The Empire State Manufacturing Survey reported that growth in manufacturing activity softened in July after rebounding in June. The composite index of general business conditions declined from 19.8 in June—its fastest pace since September 2014—to 9.8 in July. It was the second straight monthly expansion, but the underlying data indicated slower growth in July across the board than in the prior survey. This included new orders (down from 18.1 to 13.3), shipments (down from 22.3 to 10.5), employment (down from 7.7 to 3.9) and the average employee workweek (down from 8.5 to 0.0). More than 35 percent of respondents said that orders were higher in both June and July, but the difference maker in this month’s data was the jump in those saying sales were lower, up from 17.0 percent to 22.3 percent. Yet, even with some easing, the manufacturing sector in the New York Federal Reserve Bank’s district is stronger today than at this point last year, with modest expansions in most measures. Read More
The Federal Reserve reported that manufacturing production rebounded in June, up 0.2 percent, after falling in two of the three prior months. Overall, springtime production in the sector was choppier than we would have desired or expected, especially given the more robust outlook in other data sources. Yet, even with some disappointment in recent months, the longer-term trend for output among manufacturers has been quite positive. Across the past 12 months, manufacturing production has risen 1.2 percent. It was the eighth consecutive positive year-over-year reading for manufacturing output and progress from the 0.2 percent year-over-year gain in June 2016. Similarly, manufacturing capacity utilization inched up from 75.3 percent in May to 75.4 percent in June. For comparison purposes, utilization in the sector was 75.1 percent one year ago. Read More
The Bureau of Labor Statistics reported that consumer prices were flat in June. Energy prices decreased 1.6 percent, falling for the fourth time in the past five months, with gasoline prices off 2.8 percent in June. This was largely consistent with data from the Energy Information Administration, which noted that the weekly average price for regular conventional gasoline was $2.308 on May 29 but fell to $2.201 on June 26. In contrast, food prices were flat for the month, with higher costs for meats, poultry, fish and eggs offset by lower prices in other categories. Over the past 12 months, food and energy costs have increased 0.9 percent and 2.3 percent, respectively.
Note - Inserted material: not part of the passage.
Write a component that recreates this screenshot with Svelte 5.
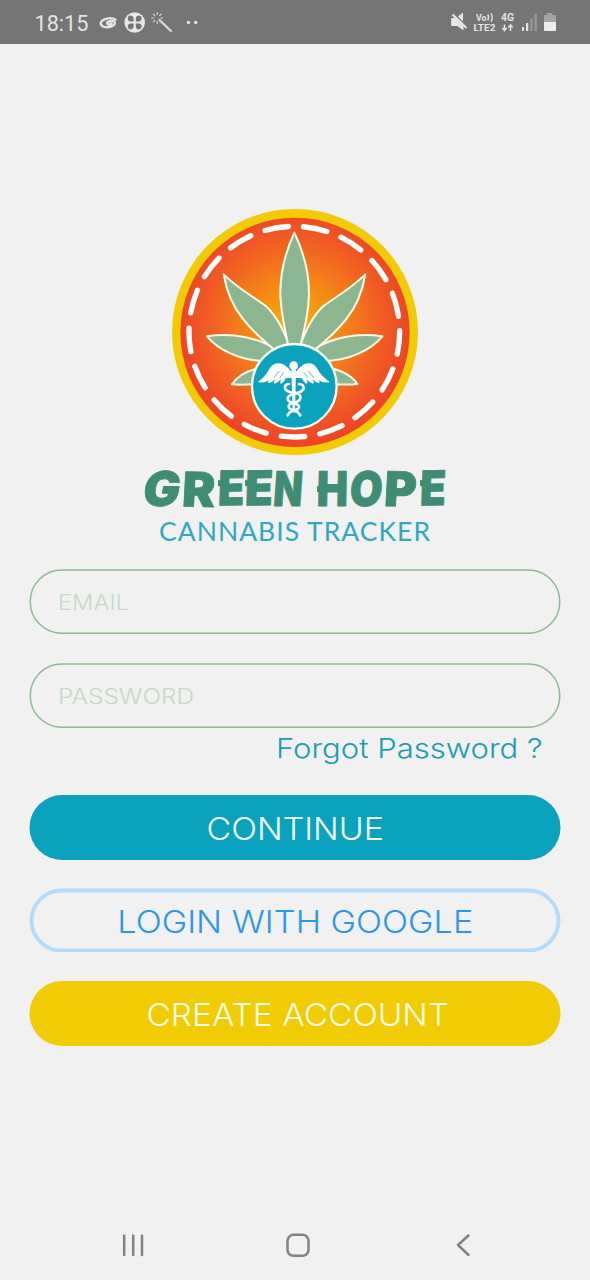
<script>
  const title = [
    { c: 'G', x: 141, s: 1.02, y: 506, r: 0, k: -9 },
    { c: 'R', x: 181.5, s: 1.03, y: 506.5, r: 1, k: -2 },
    { c: 'E', x: 217.5, s: 0.9, y: 505.5, r: -1, k: -3 },
    { c: 'E', x: 244.5, s: 0.95, y: 505.5, r: -1, k: -3 },
    { c: 'N', x: 272.5, s: 0.79, y: 505.5, r: 0, k: -4 },
    { c: 'H', x: 316.5, s: 0.87, y: 505.5, r: 0, k: -1 },
    { c: 'O', x: 348.5, s: 0.88, y: 505.5, r: 0, k: -5 },
    { c: 'P', x: 383.5, s: 1.03, y: 506, r: 1, k: -2 },
    { c: 'E', x: 419.5, s: 0.88, y: 505.5, r: -1, k: -3 }
  ];
  const fields = [
    { text: 'EMAIL', x: 29, w: 71 },
    { text: 'PASSWORD', x: 29, w: 136 }
  ];
  const rays = [0, 45, 90, 135, 180, 225, 270, 315];
</script>

<div class="screen">
  <header class="status">
    <svg width="590" height="44" viewBox="0 0 590 44">
      <text class="clock" x="34.5" y="30.5" textLength="54" lengthAdjust="spacingAndGlyphs">18:15</text>
      <path fill="none" stroke="#e4e4e4" stroke-linecap="round" stroke-width="2.4" d="M115.500 19.500C111 16.500 102 19 100.800 22.800C100 27 106.500 28 111 26.500C116 24.800 116 21 112 21C108.500 21 106 22.800 107.500 24C108.500 24.700 110.500 24.300 111.500 23.500" />
      <circle cx="134.700" cy="22.500" r="10.300" fill="#e8e8e8" />
      <path fill="#757575" d="M133.600 21.400h-3.200a2.900 2.900 0 1 1 3.200-3.200zM135.800 21.400v-3.200a2.900 2.900 0 1 1 3.200 3.200zM133.600 23.600v3.200a2.900 2.900 0 1 1-3.200-3.200zM135.800 23.600h3.200a2.900 2.900 0 1 1-3.200 3.200z" />
      <path d="M159.500 20l11.500 11" stroke="#dedede" stroke-width="2.200" stroke-linecap="round" />
      {#each rays as r}
        <path d="M157.300 14.500v-2" transform={`rotate(${r} 157.300 18)`} stroke="#d4d4d4" stroke-width="1.200" stroke-linecap="round" />
      {/each}
      <circle cx="188.500" cy="22.500" r="1.700" fill="#e4e4e4" />
      <circle cx="195.700" cy="22.500" r="1.700" fill="#e4e4e4" />

      <path d="M451.200 18h3.800l8.500 8.500v4l-6-4.500h-6.300zM458 16.500l5-4v9z" fill="#e6e6e6" />
      <path d="M452.500 14.500l14 13.500" stroke="#e6e6e6" stroke-width="2.200" />
      <text class="net" x="476" y="20.500" textLength="10.500" lengthAdjust="spacingAndGlyphs">Vo</text>
      <path d="M487.700 14.500q2 2.800 0 5.800M490.900 13.300q3 4 0 8.200" fill="none" stroke="#e2e2e2" stroke-width="1.400" />
      <text class="net" x="473.500" y="30.500" textLength="22" lengthAdjust="spacingAndGlyphs">LTE2</text>
      <text class="net g4" x="501" y="21" textLength="13" lengthAdjust="spacingAndGlyphs">4G</text>
      <path d="M504.500 24.500v5.500M502.300 28l2.200 2.500 2.200-2.500M510.500 31v-5.500M508.300 27.500l2.200-2.500 2.200 2.500" fill="none" stroke="#e2e2e2" stroke-width="1.500" />
      <rect x="522" y="27" width="2" height="4" fill="#e2e2e2" />
      <rect x="526" y="23" width="2.300" height="8" fill="#e2e2e2" />
      <rect x="530.300" y="18.500" width="2.300" height="12.500" fill="#999" />
      <rect x="534.500" y="14" width="2.300" height="17" fill="#999" />
      <path d="M547 13h5.500v2h3.500v7h-12v-7h3z" fill="#a4a4a4" />
      <path d="M544 22h12v8q0 1-1 1h-10q-1 0-1-1z" fill="#ececec" />
    </svg>
  </header>

  <main>
    <svg class="logo" width="260" height="260" viewBox="0 0 780 780">
      <defs>
        <radialGradient id="sun" gradientUnits="userSpaceOnUse" cx="390" cy="380" r="345">
          <stop offset="0" stop-color="#f9b208" />
          <stop offset=".35" stop-color="#f58d14" />
          <stop offset=".7" stop-color="#f16422" />
          <stop offset="1" stop-color="#ee4526" />
        </radialGradient>
      </defs>
      <circle cx="390" cy="396" r="369" fill="#f2cb05" />
      <circle cx="390" cy="397" r="344" fill="url(#sun)" />
      <circle cx="388" cy="395" r="316" fill="none" stroke="#fff" stroke-width="16" stroke-linecap="round" stroke-dasharray="71 45.794" transform="rotate(-.5 388 395)" />
      <g fill="#8cb592" stroke="#fffbe8" stroke-width="6" stroke-linejoin="round">
        <path d="M290 502C250 510 218 526 201 553Q230 556 285 551zM486 502C526 510 560 526 577 552Q550 556 495 551z" />
        <path d="M335 450C285 415 205 396 126 409C160 450 225 482 300 483zM443 450C493 415 573 396 652 409C618 450 553 482 478 483z" />
        <path d="M374 440C357 392 336 350 305 320C268 292 218 265 176 223C184 270 205 322 235 358C262 392 292 420 335 455zM404 440C421 392 442 350 473 320C510 292 559 265 601 223C593 270 573 322 543 358C516 392 486 420 443 455z" />
        <path d="M388 98C364 150 345 215 346 285C348 340 358 385 372 445H404C419 385 430 340 432 285C433 215 413 150 388 98z" />
      </g>
      <circle cx="388" cy="559" r="127" fill="#0ba2bd" stroke="#f8fffb" stroke-width="7" />
      <g fill="#fff">
        <circle cx="386" cy="497" r="13" />
        <path d="M379 509h14l-3 128h-7z" />
        <path d="M382 518Q373 505 355 493Q331 483 315 503Q303 527 279 546Q296 551 311 541Q307 549 310 550Q322 548 330 538Q324 549 329 551Q341 547 348 537Q342 550 350 551Q358 546 362 535Q370 534 382 533zM390 518Q399 505 417 493Q441 483 455 503Q468 527 494 546Q477 551 462 541Q466 549 463 550Q451 548 443 538Q449 549 444 551Q432 547 425 537Q431 550 423 551Q415 546 410 535Q402 534 390 533z" />
      </g>
      <path d="M327 533l16-20M344 534l12-17M446 533l-16-20M429 534l-12-17" stroke="#0ba2bd" stroke-width="2" />
      <g fill="none" stroke="#fff" stroke-width="8" stroke-linecap="round">
        <path d="M372 552Q356 553 361 568Q370 578 391 578Q412 585 405 599Q397 608 381 609Q365 616 374 626L398 636L406 646" />
        <path d="M402 552Q419 553 415 568Q407 578 388 581Q364 587 369 600Q377 610 394 612Q408 619 398 627L374 637L368 646" />
      </g>
    </svg>

    <svg class="brand" width="590" height="109" viewBox="0 460 590 109">
      <g class="name">
        {#each title as l}
          <text transform={`translate(${l.x} ${l.y}) rotate(${l.r}) skewX(${l.k}) scale(${l.s} 1)`}>{l.c}</text>
        {/each}
      </g>
      <path d="M218 480l6 1v6l-6-1zM245 480l6 1v6l-6-1zM317 486l6 1v6l-6-1zM420 480l6 1v6l-6-1z" fill="#3e8c73" />
      <text class="sub" x="159" y="540.500" textLength="271" lengthAdjust="spacing">CANNABIS TRACKER</text>
    </svg>

    <div class="form">
      {#each fields as f}
        <svg class="row" viewBox="0 0 532 65">
          <rect x="1.200" y="1" width="529.600" height="63.300" rx="31.650" fill="none" stroke="#8dba92" stroke-width="1.500" />
          <text class="hint" x={f.x} y="40.500" textLength={f.w} lengthAdjust="spacingAndGlyphs">{f.text}</text>
        </svg>
      {/each}
      <svg class="forgot" viewBox="0 0 532 38">
        <text x="247" y="29.500" textLength="266.500" lengthAdjust="spacingAndGlyphs">Forgot Password ?</text>
      </svg>
      <svg class="row" viewBox="0 0 532 65">
        <rect x=".5" width="531" height="65" rx="32.500" fill="#0ba2bd" />
        <text class="act" fill="#f4ffff" x="177.500" y="44.500" textLength="177.500" lengthAdjust="spacingAndGlyphs">CONTINUE</text>
      </svg>
      <svg class="row google" viewBox="0 0 532 64">
        <rect x="2.500" y="2.600" width="527" height="60" rx="30" fill="none" stroke="#b5dbfb" stroke-width="4" />
        <text class="act" fill="#2b96ea" x="88.300" y="45" textLength="356" lengthAdjust="spacingAndGlyphs">LOGIN WITH GOOGLE</text>
      </svg>
      <svg class="row" viewBox="0 0 532 65">
        <rect x=".5" width="531" height="65" rx="32.500" fill="#f1cb03" />
        <text class="act" fill="#fffde6" x="117.500" y="45" textLength="302.500" lengthAdjust="spacingAndGlyphs">CREATE ACCOUNT</text>
      </svg>
    </div>
  </main>

  <nav>
    <svg width="590" height="70" viewBox="0 1210 590 70" fill="none" stroke="#828282" stroke-width="2.500" stroke-linecap="round" stroke-linejoin="round">
      <path d="M124.200 1235.500v19.500M133.200 1235.500v19.500M142 1235.500v19.500" />
      <rect x="287.500" y="1234.800" width="21" height="21" rx="6" />
      <path d="M468.500 1235.500l-10.500 9.500 10.500 10" />
    </svg>
  </nav>
</div>

<style>
  :global(body) { margin: 0; background: #f1f1f1; }
  .screen {
    width: 590px;
    height: 1280px;
    display: flex;
    flex-direction: column;
    background: #f1f1f1;
    overflow: hidden;
    font-family: Inter, "Noto Sans", sans-serif;
  }
  svg { display: block; flex: none; }
  .status { height: 44px; background: #757575; }
  .clock { font: 400 22px Roboto, sans-serif; fill: #e4e4e4; }
  .net { font: 700 9.500px Roboto, sans-serif; fill: #e2e2e2; }
  .g4 { font-size: 11px; }
  main { flex: 1; display: flex; flex-direction: column; align-items: center; padding-top: 156px; }
  .brand { overflow: visible; }
  .name text {
    font: 900 48px Inter, sans-serif;
    fill: #3e8c73;
    stroke: #3e8c73;
    stroke-width: .8;
    stroke-linejoin: round;
  }
  .sub { font: 400 26.500px Lato, sans-serif; fill: #2fa9c0; }
  .form { width: 532px; display: flex; flex-direction: column; gap: 29px; }
  .row { width: 532px; height: 65px; }
  .google { height: 64px; margin-top: -1px; }
  .hint { font-size: 21.500px; font-weight: 300; fill: #c3dac6; }
  .forgot { width: 532px; height: 38px; margin-top: -29px; }
  .forgot text { font-size: 27.500px; font-weight: 300; fill: #1b9cb5; }
  .act { font-size: 31.500px; font-weight: 300; }
  nav { height: 70px; }
</style>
Overall, the consumer price index increased 1.6 percent year-over-year in June, its lowest rate since October. This suggests that the acceleration in pricing pressures that peaked at a 2.8 percent year-over-year rate in February has slowed since then. With that said, year-over-year consumer inflation was 1.0 percent in June 2016, suggesting that overall prices have still trended slightly higher over the past year despite some deceleration in that pace over the past few months.